Sadece ülkemizde değil tüm dünyada, özellikle de Orta Amerika’da yaygın olan kadın cinayetleri ile mücadelede temel standartları ve devletlerin bu konudaki yükümlülüklerini belirleyen uluslararası İstanbul Sözleşmesi ülkemizi de hukukî olarak bağlamaktadır. Kadına yönelik her türlü şiddetin önlenmesi, kadının korunması, suçluların yargılanması, faillerinin cezalandırılması politikalarının hayata geçirilmesi yükümlülüklerini içeren sözleşme, şiddeti önleyecek toplumsal zihniyet değişikliğinin yaratılmasını öngörüyor.

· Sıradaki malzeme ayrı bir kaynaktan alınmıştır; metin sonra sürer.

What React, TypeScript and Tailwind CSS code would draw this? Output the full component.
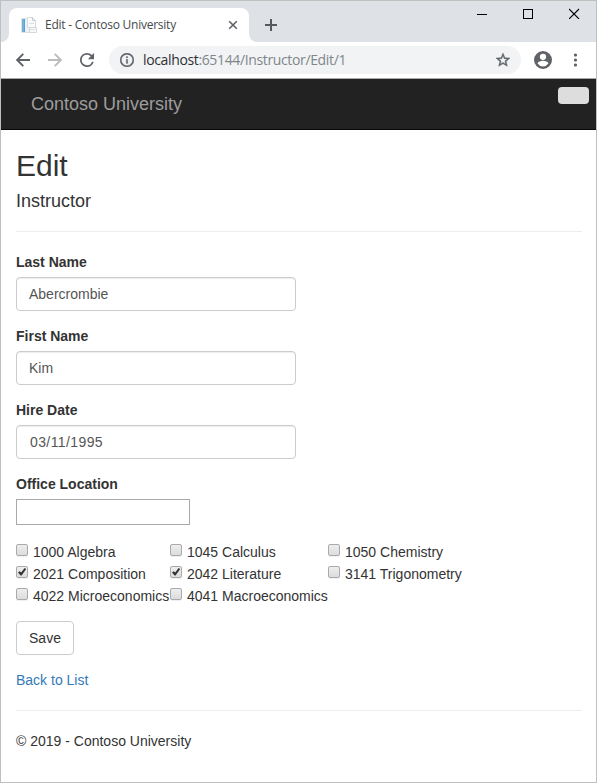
import React from "react";

type Course = { id: number; title: string; checked?: boolean };

const courses: Course[][] = [
  [{ id: 1000, title: "Algebra" }, { id: 1045, title: "Calculus" }, { id: 1050, title: "Chemistry" }],
  [
    { id: 2021, title: "Composition", checked: true },
    { id: 2042, title: "Literature", checked: true },
    { id: 3141, title: "Trigonometry" },
  ],
  [{ id: 4022, title: "Microeconomics" }, { id: 4041, title: "Macroeconomics" }],
];

function TabStrip() {
  return (
    <div className="relative flex h-[41px] bg-[#dee1e6] pl-2 pt-[7px]">
      <svg className="absolute bottom-0 left-0" width="8" height="8">
        <path d="M0 8A8 8 0 0 0 8 0V8Z" fill="#fff" />
      </svg>
      <div className="flex h-[34px] w-[240px] items-center rounded-t-lg bg-white pl-3 pr-[11px]">
        <svg width="16" height="16" viewBox="0 0 16 16">
          <path d="M.5 1.5h10l2 2v12H.5z" fill="#edf1f5" stroke="#dde2e7" />
          <rect x="1" y="2" width="3" height="13" fill="#5aa2d2" />
          <path d="M2 2v13" stroke="#8dc1e2" />
          <path d="M6.5.5h5l3 3v7h-8z" fill="#fbfbfc" stroke="#d8dce0" />
          <path d="M11.5.5v3h3" fill="none" stroke="#c5cbd2" />
          <path d="M8.5 10.5h7v5h-7z" fill="#f7f8f9" stroke="#d3d8dd" />
          <path d="M8 6.5h5M9 12.5h5" stroke="#dce0e5" />
        </svg>
        <span className="ml-2 w-[150px] whitespace-nowrap font-['Open_Sans',sans-serif] text-xs leading-4 tracking-[-0.24px] text-[#45494d]">
          Edit - Contoso University
        </span>
        <svg className="ml-auto" width="10" height="10" viewBox="0 0 10 10">
          <path d="M1.2 1.2l7.6 7.6M8.8 1.2L1.2 8.8" stroke="#5f6368" strokeWidth="1.6" />
        </svg>
      </div>
      <svg className="self-end" width="8" height="8">
        <path d="M8 8A8 8 0 0 1 0 0V8Z" fill="#fff" />
      </svg>
      <svg className="ml-2 mt-[11px]" width="12" height="12" viewBox="0 0 12 12">
        <path d="M6 0v12M0 6h12" stroke="#55595e" strokeWidth="2" />
      </svg>
      <div className="ml-auto mr-4 flex items-start gap-9">
        <svg width="10" height="11" shapeRendering="crispEdges">
          <path d="M0 6.5h10" stroke="#000" />
        </svg>
        <svg width="10" height="11" viewBox="0 0 10 11" shapeRendering="crispEdges">
          <path d="M.5 1.5h9v9h-9z" fill="none" stroke="#000" />
        </svg>
        <svg width="11" height="11" viewBox="0 0 11 11">
          <path d="M0 1l10 10M10 1L0 11" stroke="#000" strokeWidth="1.1" />
        </svg>
      </div>
    </div>
  );
}

function Toolbar() {
  return (
    <div className="flex h-[37px] items-center border-b border-[#a9a9a9] bg-white pl-[15px] text-[#5f6368]">
      <svg width="14" height="14" viewBox="0 0 14 14" fill="none" stroke="currentColor" strokeWidth="1.9">
        <path d="M14 7H1.5M7.3.9L1.2 7l6.1 6.1" />
      </svg>
      <svg className="ml-[18px]" width="14" height="14" viewBox="0 0 14 14" fill="none" stroke="#babcbe" strokeWidth="1.9">
        <path d="M0 7h12.5M6.7.9L12.8 7l-6.1 6.1" />
      </svg>
      <svg className="ml-[18px]" width="14" height="14" viewBox="4 4 16 16" fill="currentColor">
        <path d="M17.65 6.35A7.96 7.96 0 0 0 12 4a8 8 0 1 0 7.73 10h-2.08A6 6 0 1 1 12 6c1.66 0 3.14.69 4.22 1.78L13 11h7V4z" />
      </svg>
      <div className="ml-[15px] flex h-7 w-[412px] items-center rounded-full bg-[#f1f3f4] pl-[11px] pr-[11px]">
        <svg width="14" height="14" viewBox="2 2 20 20" fill="currentColor" stroke="currentColor" strokeWidth="0.4">
          <path d="M11 7h2v2h-2zm0 4h2v6h-2zm1-9a10 10 0 1 0 0 20 10 10 0 0 0 0-20m0 18a8 8 0 1 1 0-16 8 8 0 0 1 0 16" />
        </svg>
        <span className="ml-[9px] w-[210px] whitespace-nowrap font-['Open_Sans',sans-serif] text-sm leading-5 tracking-[-0.36px] text-[#80868b]">
          <span className="text-[#2d3034]">localhost</span>:65144/Instructor/Edit/1
        </span>
        <svg className="ml-auto" width="14" height="14" viewBox="2 2 20 20" fill="currentColor" stroke="currentColor" strokeWidth="0.6">
          <path d="M22 9.24l-7.19-.62L12 2 9.19 8.63 2 9.24l5.46 4.73L5.82 21 12 17.27 18.18 21l-1.63-7.03zM12 15.4l-3.76 2.27 1-4.28-3.32-2.88 4.38-.38L12 6.1l1.71 4.04 4.38.38-3.32 2.88 1 4.28z" />
        </svg>
      </div>
      <svg className="ml-[13px]" width="18" height="18" viewBox="2 2 20 20" fill="currentColor">
        <path d="M12 2a10 10 0 1 0 0 20 10 10 0 0 0 0-20m0 3a3.5 3.5 0 1 1 0 7 3.5 3.5 0 0 1 0-7m0 14.2a7.2 7.2 0 0 1-6-3.22c.03-1.99 4-3.08 6-3.08s5.97 1.09 6 3.08a7.2 7.2 0 0 1-6 3.22" />
      </svg>
      <svg className="ml-[22px]" width="4" height="14" viewBox="0 0 4 14" fill="currentColor">
        <circle cx="1.5" cy="2" r="1.6" />
        <circle cx="1.5" cy="7" r="1.6" />
        <circle cx="1.5" cy="12" r="1.6" />
      </svg>
    </div>
  );
}

function Field({ label, value, date }: { label: string; value: string; date?: boolean }) {
  return (
    <div className="mb-[15px]">
      <div className="mb-[5px] font-bold">{label}</div>
      <div
        className={`flex h-[34px] w-[280px] items-center rounded border border-[#ccc] text-[#555] shadow-[inset_0_1px_1px_rgba(0,0,0,0.075)] ${
          date ? "pl-[13px] tracking-[0.4px]" : "pl-3"
        }`}
      >
        {value}
      </div>
    </div>
  );
}

function Checkbox({ checked }: { checked?: boolean }) {
  return (
    <span className="mr-[5px] mt-[3px] h-3 w-3 shrink-0 rounded-[2px] border border-[#aaa] bg-linear-to-b from-[#eee] to-[#dcdcdc] shadow-[0_1px_0_rgba(0,0,0,0.06)]">
      {checked && (
        <svg className="block" width="10" height="10" viewBox="0 0 10 10">
          <path d="M1 5.6L2.8 4.2 4.2 5.6 7.6 1 9.2 2.1 4.6 8.6H3.6Z" fill="#333" />
        </svg>
      )}
    </span>
  );
}

export default function App() {
  return (
    <div className="flex h-[783px] w-[597px] flex-col border border-[#bfbfbf] bg-white font-['Liberation_Sans',Arial,sans-serif] text-sm leading-5 text-[#333]">
      <TabStrip />
      <Toolbar />
      <nav className="flex h-[51px] justify-between border-b border-[#080808] bg-[#222] pl-[30px] pr-[7px]">
        <span className="pt-[15px] text-lg leading-5 text-[#9d9d9d]">Contoso University</span>
        <span className="mt-2 h-[17px] w-[31px] rounded bg-[#ddd]" />
      </nav>
      <main className="pl-[15px] pr-[14px] pt-[19px]">
        <h2 className="text-[30px] leading-[33px]">Edit</h2>
        <h4 className="mt-[9px] text-lg leading-5">Instructor</h4>
        <hr className="my-5 border-[#eee]" />
        <Field label="Last Name" value="Abercrombie" />
        <Field label="First Name" value="Kim" />
        <Field label="Hire Date" value="03/11/1995" date />
        <div className="mb-[5px] font-bold">Office Location</div>
        <div className="h-[26px] w-[174px] border border-[#a9a9a9]" />
        <div className="mt-4 grid grid-cols-[154px_158px_auto]">
          {courses.flat().map((c) => (
            <div key={c.id} className="flex h-[22px] items-start whitespace-nowrap">
              <Checkbox checked={c.checked} />
              <span className="pt-px">
                {c.id} {c.title}
              </span>
            </div>
          ))}
        </div>
        <button className="mt-[14px] block h-[34px] w-[58px] rounded border border-[#ccc] bg-white">Save</button>
        <a className="mt-[15px] block text-[#337ab7]">Back to List</a>
        <hr className="my-5 border-[#eee]" />
        <footer>© 2019 - Contoso University</footer>
      </main>
    </div>
  );
}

Kadına yönelik şiddetle mücadele edip sayılarda azalma sağlamış ülkelerin uygulamaları örnek alınmalıdır. Brezilya’da kadın cinayetlerine verilen hapis cezalarının artırılmasını öngören tasarı yasalaştı. Pek çok suçta kadınların fail olması ceza miktarında artırıcı bir etkiye neden oluyor. Yasa, kadınlara devletin onları koruyacağı mesajını veriyor. Sadece uzaklaştırma kararı verilerek tehlike yaratan kişinin ihtiyarına bırakılacak önlemlerle yetinmeyip, kanayan yara haline gelen bu suçun önlenmesi için sorunun kaynağına inilmesi, erkeği bu noktaya getiren etmenlerin sosyologlar, eğitimciler tarafından masaya yatırılması gerekmektedir.
Hukuki açıdan toplumun eşit fertlerine karşı yasalarda eşitlik olması, onlara karşı suçların engellenmesine yetmedi maalesef. Bu halde kadına karşı işlenen suçların daha caydırıcı cezalarla karşılık bulması gerekecektir. 2020 yılında öldürülen 300 kadının 97’si evli olduğu erkek tarafından öldürüldüğü halde, 21’i eski eşi, 54’ü birlikte olduğu erkek, 38’i tanıdığı, 8’i eskiden birlikte olduğu erkek tarafından öldürüldü. Bu faillerin sadece üçte biri eş ya da akraba olmaları sebebiyle ağırlaştırılmış hapis cezası ile yargılanmakta. Diğer failler ise 24 yıl ile. Eşe karşı işlenmesi durumunda olduğu gibi tüm kadınlara yönelik öldürme suçlarının daha ağır yaptırım olan 30 yıllık cezaevi süreci öngören ağırlaştırılmış müebbet hapis cezasına matuf görülmesi, töre gerekçesiyle işlenen suçlarda olduğu gibi namus savunmasında da cezada indirim hükümlerinin uygulanmaması uzun soluklu toplumsal eğitim planlamasının öncesinde bir pansuman tedavi etkisi yaratabilecektir.